同店の器がいずれも“チェコスロバキア”時代のアンティークということでこちらも必見です(1993年にチェコスロバキアがチェコとスロバキアに分離し、チェコ共和国が成立)。なかなかの年代物もあります。
料理はアラカルトとコース↓があります。
●軽く食べられるチェコ料理(4皿、4000円)
●しっかり食べるチェコ料理(6皿、6000円)
●リッチに食べるチェコ料理 (要予約、4名様より、10,000円)
(最終訪問 2021年2月6日)
生ビールもチェコから。
チェコ瓶ビールの取り揃えにも注目です。
20201年2月6日のディナー
●チェコのポテサラと砂肝のコンフィ
まずはお通し的な一品を出してくれました。チェコのポテサラには、根パセリ、人参、セロリなどのピクルスをゴロゴロ混ぜ込んであり、優しい酸味が効いていて美味。
●前菜
ウトペンツィ、トラチェンカ、鶏タルタールバゲット、ピクルス
チェコの定番おつまみであるソーセージの酢漬け「ウトペンツィ」は、毎回絶対に食べたい大好きな料理。約5日ほど酢漬けにしてあり、まるみのある心地よい酸味が、肉の旨味と程よく調和しています。おいしい!!

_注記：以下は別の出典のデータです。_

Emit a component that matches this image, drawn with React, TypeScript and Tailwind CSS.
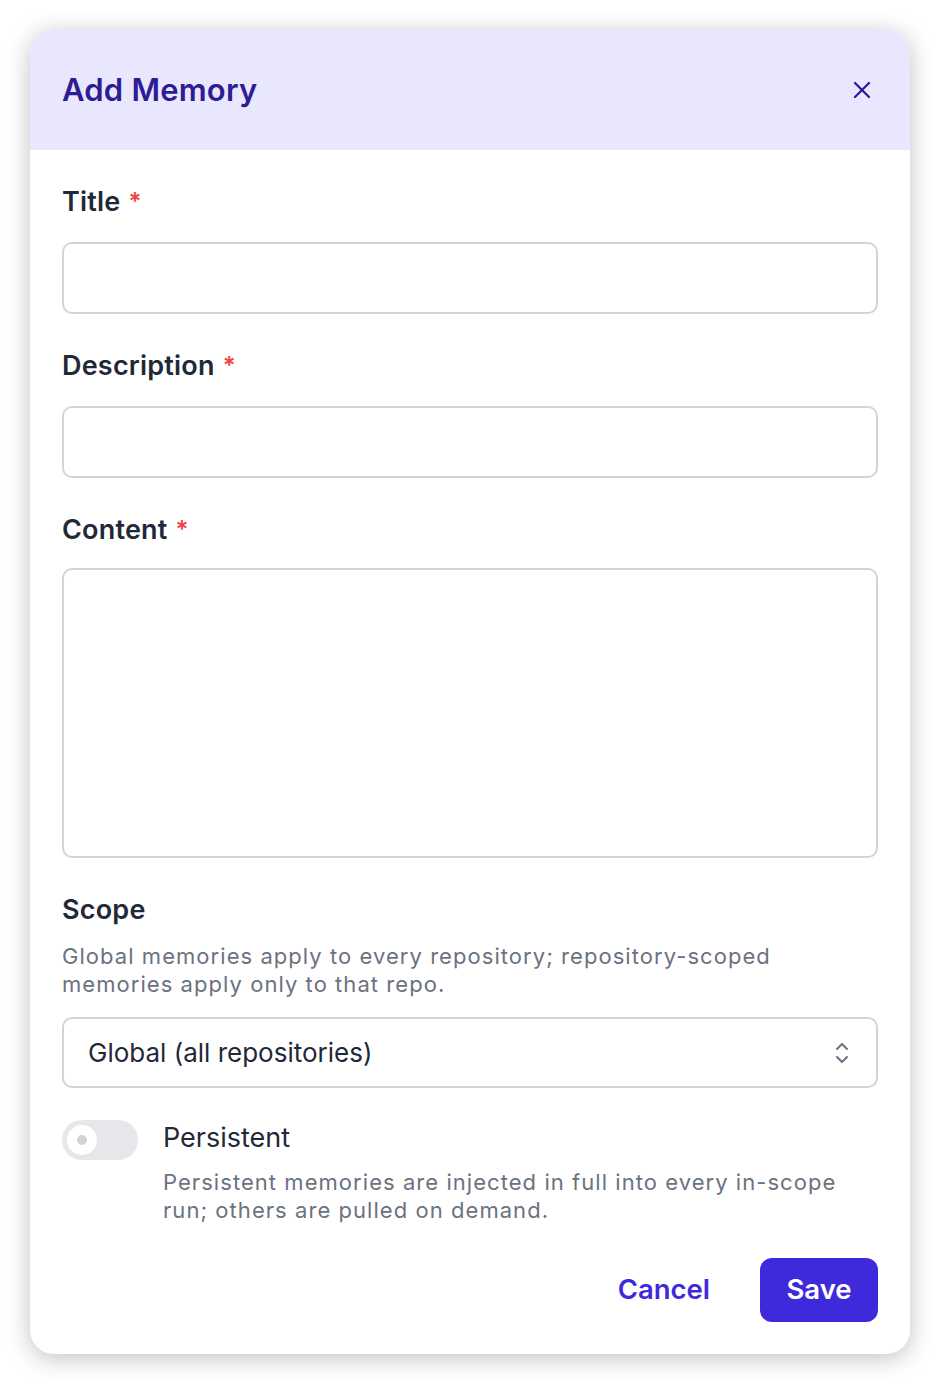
import React from 'react';
import { X } from 'lucide-react';

function Label({ text, required }: { text: string; required?: boolean }) {
  return (
    <div className="flex items-start text-[27px] leading-[32px] font-semibold tracking-[0.2px] text-[#1f2937]">
      {text}
      {required && <span className="ml-[8px] mt-[4px] text-[24px] leading-[24px] text-[#ef4444]">*</span>}
    </div>
  );
}

export default function App() {
  const fields = ['Title', 'Description'];

  return (
    <div className="min-h-[1384px] bg-white p-[30px] font-['Inter',sans-serif]">
      <div className="w-[880px] overflow-hidden rounded-[24px] bg-white shadow-[0_4px_24px_rgba(0,0,0,0.25)]">
        <div className="flex h-[120px] items-center justify-between bg-[#e9e7fe] px-[32px]">
          <h1 className="text-[31px] font-semibold tracking-[0.2px] text-[#2e1c94]">Add Memory</h1>
          <X className="mr-[2px] h-[28px] w-[28px] text-[#2e1c94]" strokeWidth={2} />
        </div>

        <div className="flex flex-col px-[32px] pt-[36px] pb-[32px]">
          {fields.map((f) => (
            <div key={f} className="mb-[36px] flex flex-col gap-[24px]">
              <Label text={f} required />
              <input className="h-[72px] w-full rounded-[10px] border-2 border-[#d1d5db] bg-white px-[24px] text-[24px] outline-none" />
            </div>
          ))}

          <div className="mb-[36px] flex flex-col gap-[22px]">
            <Label text="Content" required />
            <textarea className="h-[290px] w-full resize-none rounded-[10px] border-2 border-[#d1d5db] bg-white px-[24px] py-[16px] text-[24px] outline-none" />
          </div>

          <Label text="Scope" />
          <p className="mt-[16px] max-w-[770px] text-[22px] leading-[28px] tracking-[1.05px] text-[#6b7280]">
            Global memories apply to every repository; repository-scoped memories apply only to that repo.
          </p>
          <div className="mt-[19px] flex h-[71px] items-center justify-between rounded-[10px] border-2 border-[#d1d5db] px-[24px]">
            <span className="text-[26px] text-[#1f2937]">Global (all repositories)</span>
            <svg width="20" height="26" viewBox="0 0 20 26" fill="none" stroke="#6b7280" strokeWidth="2" strokeLinecap="round" strokeLinejoin="round">
              <path d="M5 9l5-5 5 5" />
              <path d="M5 17l5 5 5-5" />
            </svg>
          </div>

          <div className="mt-[32px] flex gap-[25px]">
            <div className="relative h-[40px] w-[76px] shrink-0 rounded-full bg-[#e5e7eb]">
              <div className="absolute left-[5px] top-[5px] flex h-[30px] w-[30px] items-center justify-center rounded-full bg-white">
                <div className="h-[10px] w-[10px] rounded-full bg-[#d1d5db]" />
              </div>
            </div>
            <div className="flex flex-col">
              <span className="text-[27px] leading-[36px] text-[#1f2937]">Persistent</span>
              <p className="mt-[12px] max-w-[690px] text-[22px] leading-[28px] tracking-[1.05px] text-[#6b7280]">
                Persistent memories are injected in full into every in-scope run; others are pulled on demand.
              </p>
            </div>
          </div>

          <div className="mt-[34px] flex items-center justify-end gap-[50px]">
            <button className="text-[27.5px] font-semibold text-[#3f2adb]">Cancel</button>
            <button className="h-[64px] w-[118px] rounded-[12px] bg-[#3f2adb] text-[27.5px] font-semibold text-white">Save</button>
          </div>
        </div>
      </div>
    </div>
  );
}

「トラチェンカ」は豚の煮こごりで、豚のコラーゲンだけで固めてあるナチュラルなおいしさ。乳酸発酵のピクルスは1つ1つの野菜別に漬けてあります。
●ナクラダニーシール
「ナクラダニーシール」はカマンベールチーズのオイル漬け。オイルに漬けながら熟成させてあり、白カビの個性が和らぎ、いつものカマンベールとは違うニュアンスで品良いコクが出ていて美味。とろとろのチーズを、両面をちょっと焦がしたパンにつけて頬張る幸せ。散らしてあるのはチェコのパプリカパウダー。
●スープ
●鹿の赤ワイン煮込み(左)、イノシシの黒ビール煮込み(右)、茹でパン添え
いつもの定番は牛肉とパプリカのシチュー「ホベジー グラーシュ」ですが、今回は2種類の煮込みをワンプレートにしてくれました。

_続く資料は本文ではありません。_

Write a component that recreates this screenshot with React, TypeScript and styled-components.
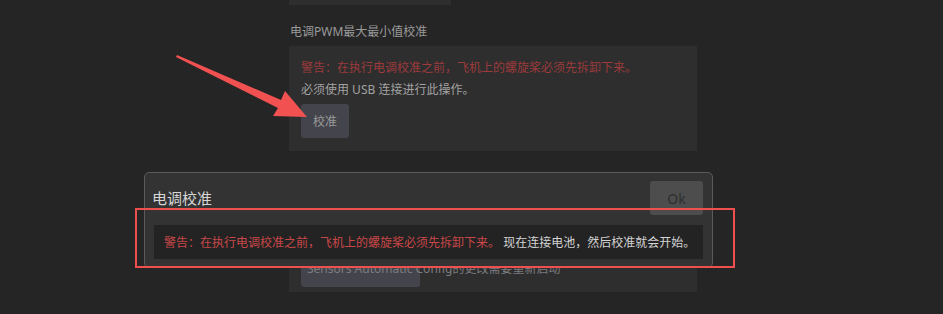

黒ビール煮込みは苦味を効かせたさっぱり味で、対照的に鹿の赤ワイン煮込みは甘めで。濃厚ですが脂がどっしり過ぎずておらず美味。
添えてあるのはチェコの伝統的な茹でパン「クネドリーキ」。何度か発酵を繰り返した生地を茹で、オーダーがあってから蒸してくれます。日本の蒸しパンよりもふわふわ軽くシンプルな味わいでソースに良く合います。こちらも大好きな料理。
DUB ある日のコース
●トラチェンカ 豚の耳と舌と足の煮こごり
●ザビナーチ、ウトペンツィ、砂肝、ピクルス
冷たい前菜を少しづつ盛り合わせ。くるくる巻いてあるのはイワシの酢漬け「ザビナーチ」。「ウトペンツィ」はソーセージの酢漬けで、チェコ定番のおつまみ。
●ナクラダニー シール
こちらも定番の人気料理、カマンベールチーズのオイル漬け。
●ホベジー グラーシュ
牛肉とパプリカのシチューのことで、どっしり重く見えますが赤みはパプリカなのでコクはありますが案外あっさり頂けます。

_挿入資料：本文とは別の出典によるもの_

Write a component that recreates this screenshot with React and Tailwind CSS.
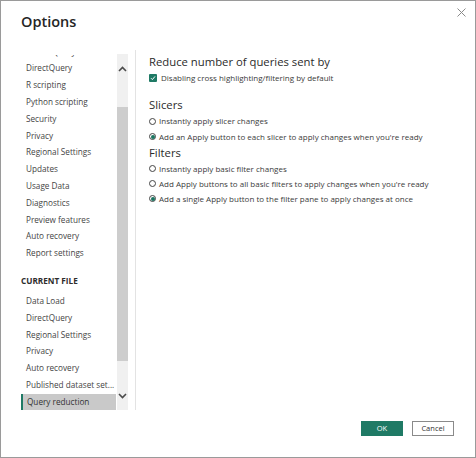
import React from 'react';

const font = { fontFamily: '"Open Sans", "Noto Sans", sans-serif' };

const globalItems = [
  'Power Query Editor',
  'DirectQuery',
  'R scripting',
  'Python scripting',
  'Security',
  'Privacy',
  'Regional Settings',
  'Updates',
  'Usage Data',
  'Diagnostics',
  'Preview features',
  'Auto recovery',
  'Report settings',
];

const fileItems = [
  'Data Load',
  'DirectQuery',
  'Regional Settings',
  'Privacy',
  'Auto recovery',
  'Published dataset set...',
];

const Chevron = ({ up }) => (
  <svg width="9" height="6" viewBox="0 0 9 6" className="block">
    <path
      d={up ? 'M1 5 L4.5 1.5 L8 5' : 'M1 1 L4.5 4.5 L8 1'}
      fill="none"
      stroke="#4a4a4a"
      strokeWidth="1.6"
    />
  </svg>
);

const Radio = ({ checked, label, h }) => (
  <div className={`flex items-center gap-[3px] ${h}`}>
    <span className="w-[7px] h-[7px] rounded-full border border-[#444] flex items-center justify-center bg-white">
      {checked && <span className="w-[4px] h-[4px] rounded-full bg-[#1a7561]"></span>}
    </span>
    <span className="text-[8px] text-[#3b3b3b] leading-none">{label}</span>
  </div>
);

const App = () => {
  return (
    <div style={font} className="w-[476px] h-[458px] bg-white border border-[#9a9a9a] flex flex-col relative">
      {/* Close */}
      <div className="absolute right-[9px] top-[7px]">
        <svg width="9" height="9" viewBox="0 0 9 9">
          <path d="M0.5 0.5 L8.5 8.5 M8.5 0.5 L0.5 8.5" stroke="#8a8a8a" strokeWidth="1" />
        </svg>
      </div>

      {/* Title */}
      <div className="h-[47px] pl-[20px] pt-[11px]">
        <h1 className="text-[14.5px] font-semibold text-[#252525] leading-[20px]">Options</h1>
      </div>

      {/* Body */}
      <div className="flex h-[362px]">
        {/* Nav */}
        <div className="ml-[20px] w-[95px] mt-[7px] h-[355px] overflow-hidden">
          <div className="-mt-[11.6px]">
            {globalItems.map((t, i) => (
              <div key={i} className="h-[16.8px] flex items-center pl-[5px] text-[8.2px] text-[#444] whitespace-nowrap">
                {t}
              </div>
            ))}
            <div className="h-[31px] pt-[13px] text-[8.2px] font-bold text-[#2d2d2d] leading-[12px]">CURRENT FILE</div>
            {fileItems.map((t, i) => (
              <div key={i} className="h-[16.8px] flex items-center pl-[5px] text-[8.2px] text-[#444] whitespace-nowrap">
                {t}
              </div>
            ))}
            <div className="h-[16.8px] flex items-center pl-[4px] text-[8.2px] text-[#333] bg-[#c9c9c9] border-l-[2px] border-[#1f7a65] whitespace-nowrap">
              Query reduction
            </div>
          </div>
        </div>

        {/* Scrollbar */}
        <div className="ml-[1px] w-[11px] mt-[6px] h-[356px] bg-[#f0f0f0] flex flex-col items-center">
          <div className="h-[53px] flex items-start pt-[12px]">
            <Chevron up />
          </div>
          <div className="w-[11px] h-[254px] bg-[#cdcdcd]"></div>
          <div className="pt-[32px]">
            <Chevron />
          </div>
        </div>

        {/* Divider */}
        <div className="ml-[7px] w-px mt-[2px] h-[360px] bg-[#e3e3e3]"></div>

        {/* Content */}
        <div className="ml-[13px] pt-[5px]">
          <h2 className="text-[11.3px] text-[#2b2b2b] leading-[18px]">Reduce number of queries sent by</h2>
          <div className="flex items-center gap-[4px] h-[14px]">
            <span className="w-[8px] h-[8px] bg-[#1f7a65] flex items-center justify-center rounded-[1px]">
              <svg width="6" height="6" viewBox="0 0 6 6">
                <path d="M1 3.2 L2.4 4.6 L5 1.4" fill="none" stroke="white" strokeWidth="1" />
              </svg>
            </span>
            <span className="text-[8px] text-[#3b3b3b] leading-none">Disabling cross highlighting/filtering by default</span>
          </div>

          <h2 className="mt-[12px] text-[11.3px] text-[#2b2b2b] leading-[16px]">Slicers</h2>
          <Radio h="h-[16px]" label="Instantly apply slicer changes" />
          <Radio h="h-[15px]" checked label="Add an Apply button to each slicer to apply changes when you're ready" />

          <h2 className="mt-[1px] text-[11.3px] text-[#2b2b2b] leading-[16px]">Filters</h2>
          <Radio h="h-[15px]" label="Instantly apply basic filter changes" />
          <Radio h="h-[15px]" label="Add Apply buttons to all basic filters to apply changes when you're ready" />
          <Radio h="h-[15px]" checked label="Add a single Apply button to the filter pane to apply changes at once" />
        </div>
      </div>

      {/* Footer */}
      <div className="flex-1 flex justify-end items-start gap-[9px] pr-[21px] pt-[11px]">
        <button className="w-[42px] h-[15px] bg-[#1f7a65] text-white text-[7.5px] leading-none">OK</button>
        <button className="w-[42px] h-[15px] bg-white border border-[#8a8a8a] text-[#333] text-[7.5px] leading-none">Cancel</button>
      </div>
    </div>
  );
};

export default App;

添えてあるパンは、伝統料理の茹でパン「クネドリーキ」。日本人にとっては不思議な食べ物ですが、これはぜひ試してもらいたいです。何度かの発酵を繰り返した生地を茹で、オーダーがあってから蒸してふわふわで出してくれます。
●蜂蜜ケーキ、アップルステュルーデル
「アップルステューデル」は、言わば林檎パイをロール状にしたようなスイーツで、外皮が薄くて食感軽く、甘さも控えめでおいしい。
DUB 単品メニュー(一部)
●ピクルス
●ウトペンツィ ソーセージの酢漬け
●ナクラダニーシール カマンベールチーズのオイル漬け
●クジェチロターダ
鶏肉のロール料理で外側の層はベーコン。マッシュポテトが敷いてあります。